The following are typical rating systems in use on the net.

Multi-Point Scales
These scales allow the rating of items along a discrete set of points. An odd number of points allows for a neutral response, while an even number forces to pick a side. Typical cases are 5-point systems as used by Amazon or GoodReads, 7-point systems as used by many surveys, and even 10-point systems as used by IMDb.
Like/Dislike Scales
Another common approach is to reduce the number of options to two, simply either saying whether the user likes this item or not. The user interface is simplified a lot compared to the multi-point scales. These are used on sites such as Stack Overflow, but also for Amazon reviews.
Like Scales
Simplified even more, Google+ and facebook reduce the user’s comment to a singular position of either liking an item, or not saying anything about it.

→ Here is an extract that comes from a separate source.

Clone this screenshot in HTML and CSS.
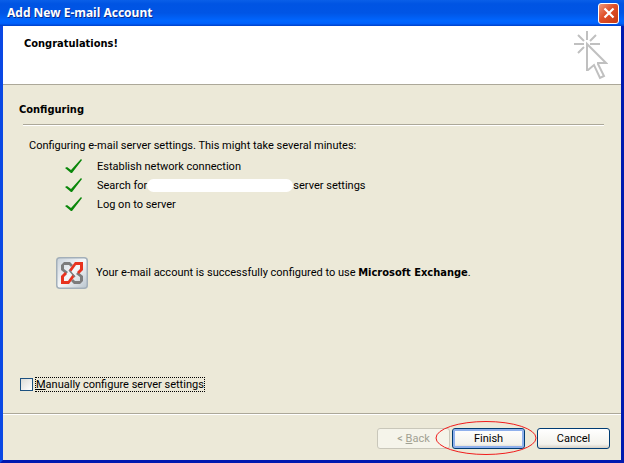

The following sections will compare these general approaches from different angles.

Selection Bias

Voluntary rating systems have a strong inherent selection bias. First of all, it requires a certain amount of emotional involvement to go to a site and rate an item. This makes middle ground votes less and extreme ratings more likely.

Additionally, for items that are on sale, the raters usually had to buy it in the first place. Usually, items are bought only after a certain investigation, making it much more likely that the items are liked by the people who rate them.

This goes as far as for Amazon, simply buying an item is already grounds for recommending that item to those who bought similar items.

Another typical effect is exhibited by the 4- and 5-star ratings, which generally are quite interchangeable there. Some users use 4 stars for “good item” and reserve 5 stars for “absolutely awesome.” Others use 5 stars for generally good items and use 4 stars for items that are still good, but have some specific drawbacks.

This is compounded by Amazon considering a 3-star review as critical already. Due to this, the more numerous positive results have to fit within 2 scales where users would likely prefer 3 (“awesome”, “normal good” and “good with some drawbacks”). The more rare negative reviews generally fall into two categories only (“bad, but has some redeeming factors” and “abysmally bad”), but have three options to choose from.

For the purpose of calculating the distance between the taste of two users, this choice of scale reduces inter-rater reliably a lot. It is completely unclear if any combination of 4 and 5 ratings mean that two people are any more near each other than other such combinations.

Hence, it would seem that 5-scale ratings are suboptimal for this kind of rating. 6- or 7-scale ratings would perform better, as they likely allow a better separation of positive reviews. Alternatively, reducing the scales further to the 2- or 1-scale options would also reduce the confusion regarding positive ratings.

Peculiarities of Taste

Measuring taste is an inherently fuzzy task, and that is what we are after. Even assuming a perfect measuring system and finding two identical users with the current item selection would not necessarily mean that further items liked by one user would be liked equally by the other. The correlation merely gives an increased likelihood.

Especially considering how the results are meant to be displayed. There is no single correct answer. The correlation is meant to order the set of possible items, not to pick a single most appropriate one. If the exact order for any two items can not be determined reliably with a more exact scale, but a less exact scale still puts more interesting items near the top of the list, the less exact scale is not a lot worse for the purpose of recommendation.

This would seem to indicate that large number of different options only fake a great accuracy for this purpose. Due to the much simpler user interface, a 2-option or 1-option rating system seems very tempting here.

I would be tremendously curious about doing an actual study on this.

Personal Dislikes and Bullying

A recurring problem of negative options in a voting system is a bullying effect, where personal dislikes towards a specific person cause others to “negative-vote” item related to that person.

If a rating system is used within a social context, this may be a serious concern and leaving out the negative voting option altogether might be preferable.

Conclusion

Multi-point ratings are widespread, but their benefits are quite unclear. The selection bias inherent in public rating tends to push possible ratings to the positive side, making it difficult to distinguish the positive ratings compared to the negative ones. Additionally, the inherent fuzziness of taste means that, for the purpose of recommending items to other users, the differences between close rating values has low relevance.

A simple “like”/“dislike” or even just a “like” interface seems to have no significant disadvantages for the purpose of generating recommendations. It does have definite advantages regarding user interface simplicity, though.

Dolnicar et. al. (2011) have collected quite some research that would agree with this point. Their references would present a good starting point for further research.